Re: Ziololecznictwo - drobne* poprawki

: 24 maja 2011 21:38
autor: Zurwen
Alchemia powstanie, jak się znajdzie czarodziej o odpowiednio dużej ilości czasu i chęci. Jaka zostanie zakodowana - to zależeć będzie od wizji tego czarodzieja i uzgodnień z Administracją.

Nie ma tutaj sensu nic więcej dywagować. Proponuję czas poświęcić na pisanie w Banku Opisów, przynajmniej będzie to produktywne. :twisted:

Re: Ziololecznictwo - drobne* poprawki

: 25 maja 2011 00:20
autor: Rivil
<troll on>
No i taki wiz na pewno by nie skorzystał na możliwości poczytania co sądzą gracze na ten temat, nie? ;p
Albo nie poczuł się zmotywowany faktem że graczy to interesuje? (pewnie też nie! :P)
<troll off>

Re: Ziololecznictwo - drobne* poprawki

: 25 maja 2011 12:17
autor: Evandeil
Ziola ciezko zbalansowac, ale sytuacja gdzie mozna wciagac je w nieskonczonosc nie jest ani dobra ani rpgowa. Alchemia tak, bo miksturki sa fajniejsze. Proponuje wprowadzic bardzo proste ograniczenie: zjadanie ziol czy picie mikstur zjada mane i w ten sposob mamy chyba calkiem niezly balans.

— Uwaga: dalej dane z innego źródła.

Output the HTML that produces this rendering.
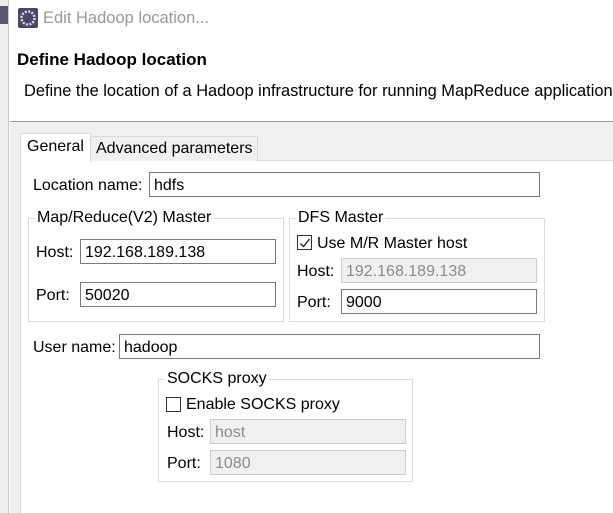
<!DOCTYPE html>
<html><head><style>
*{margin:0;padding:0;box-sizing:border-box}
body{width:613px;height:513px;overflow:hidden;background:#fff;font-family:"Liberation Sans","Noto Sans CJK SC",sans-serif;font-size:16px;color:#000;position:relative}
.a{position:absolute;white-space:nowrap}
.in{position:absolute;border:1px solid #7a7a7a;background:#fff;padding-left:4px;line-height:25px;font-size:16px;white-space:nowrap}
.dis{border-color:#ccc;background:#f0f0f0;color:#8a8a8a}
.grp{position:absolute;border:1px solid #dcdcdc}
.lg{position:absolute;background:#fff;padding:0 2px;line-height:16px;white-space:nowrap}
.cb{position:absolute;width:15px;height:15px;border:1px solid #333;background:#fff}
</style></head><body>
<div class="a" style="left:0;top:0;width:9px;height:513px;background:#eeeef2;border-right:1px solid #c8c8c8"></div>
<div class="a" style="left:0;top:6px;width:8px;height:18px;background:#5a5470"></div>
<svg class="a" style="left:18px;top:8px" width="20" height="20" viewBox="0 0 20 20"><rect width="20" height="20" rx="2" fill="#4b4568"/><circle cx="10" cy="10" r="6.5" fill="none" stroke="#d8d8e8" stroke-width="2.5" stroke-dasharray="2 1.4"/><circle cx="10" cy="10" r="4" fill="#4b4568"/></svg>
<div class="a" style="left:43px;top:9px;font-size:16.5px;color:#999">Edit Hadoop location...</div>
<div class="a" style="left:17px;top:50px;font-size:17px;font-weight:bold">Define Hadoop location</div>
<div class="a" style="left:24px;top:82px;font-size:16.4px">Define the location of a Hadoop infrastructure for running MapReduce applications.</div>
<div class="a" style="left:10px;top:121px;width:603px;height:392px;background:#f0f0f0;border-top:1px solid #a0a0a0"></div>
<div class="a" style="left:20px;top:160px;width:593px;height:353px;background:#fff;border-left:1px solid #d9d9d9;border-top:1px solid #d9d9d9"></div>
<div class="a" style="left:90px;top:136px;width:168px;height:25px;background:#f0f0f0;border:1px solid #d9d9d9;border-bottom:none;padding-left:5px;line-height:24px">Advanced parameters</div>
<div class="a" style="left:20px;top:133px;width:71px;height:29px;background:#fff;border:1px solid #d9d9d9;border-bottom:none;padding-left:6px;line-height:26px">General</div>
<div class="a" style="left:33px;top:177px">Location name:</div>
<div class="in" style="left:149px;top:172px;width:391px;height:25px">hdfs</div>

<div class="grp" style="left:28px;top:218px;width:256px;height:104px"></div>
<div class="lg" style="left:35px;top:210px">Map/Reduce(V2) Master</div>
<div class="a" style="left:36px;top:244px">Host:</div>
<div class="in" style="left:80px;top:239px;width:196px;height:25px">192.168.189.138</div>
<div class="a" style="left:36px;top:287px">Port:</div>
<div class="in" style="left:80px;top:282px;width:196px;height:25px">50020</div>

<div class="grp" style="left:289px;top:218px;width:256px;height:104px"></div>
<div class="lg" style="left:296px;top:210px">DFS Master</div>
<div class="cb" style="left:297px;top:235px"></div>
<svg class="a" style="left:299px;top:237px" width="12" height="12" viewBox="0 0 12 12"><path d="M1.5 6.5 L4.5 9.5 L10.5 2" fill="none" stroke="#222" stroke-width="1.3"/></svg>
<div class="a" style="left:317px;top:235px">Use M/R Master host</div>
<div class="a" style="left:297px;top:263px">Host:</div>
<div class="in dis" style="left:341px;top:258px;width:196px;height:25px">192.168.189.138</div>
<div class="a" style="left:297px;top:294px">Port:</div>
<div class="in" style="left:341px;top:289px;width:196px;height:25px">9000</div>

<div class="a" style="left:33px;top:339px">User name:</div>
<div class="in" style="left:119px;top:334px;width:421px;height:25px">hadoop</div>

<div class="grp" style="left:158px;top:379px;width:255px;height:103px"></div>
<div class="lg" style="left:165px;top:371px">SOCKS proxy</div>
<div class="cb" style="left:166px;top:397px"></div>
<div class="a" style="left:186px;top:396px">Enable SOCKS proxy</div>
<div class="a" style="left:167px;top:424px">Host:</div>
<div class="in dis" style="left:210px;top:419px;width:196px;height:25px">host</div>
<div class="a" style="left:167px;top:455px">Port:</div>
<div class="in dis" style="left:210px;top:450px;width:196px;height:25px">1080</div>
</body></html>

Re: Ziololecznictwo - drobne* poprawki

: 25 maja 2011 12:34
autor: Yalom
Dopóki nie zaczniemy używać ziół regenerujących manę :)

Re: Ziololecznictwo - drobne* poprawki

: 25 maja 2011 14:23
autor: Rafgart
Rivil pisze:<troll on>
No i taki wiz na pewno by nie skorzystał na możliwości poczytania co sądzą gracze na ten temat, nie? ;p
Albo nie poczuł się zmotywowany faktem że graczy to interesuje? (pewnie też nie! :P)
<troll off>
Wiekszosc graczy interesuje tylko jak wymusic obciecie czegos, co aktualnie przeszkadza we fragowaniu ich wrogow. Elitarek, ukrywania, ziol. Jakby tego nie bylo, to by sie znalazlo cos nowego. A nawet jakby juz nic nie bylo, to to nic u 'zakonu' na pewno byloby lepsze.
Lepiej chyba byc zmotywowanym do robienia czegos pozytywnego.
Poza tym proponowana tu metoda, zeby 'costam grzebnac a wtedy juz wszystko bedzie ok', rzadko kiedy daje dobre efekty przy tak zlozonym systemie jak ziola (o ile daje kiedykolwiek). Trzeba by do tego podejsc calosciowo - zaczac od nowego standardu ziol (nieznikanie i wysychanie jest tylko czasowo powiazane sznurkiem), nowej koncepcji zbierania (obecnie zbyt botowalna i nie oplaca sie miec wysokiego uma), standardu efektow u graczy (obecne sa bardzo obciazajace i nie mozna miec ich za duzo, bo sie wywalaja). Potem mozna ewentualnie myslec o alchemii.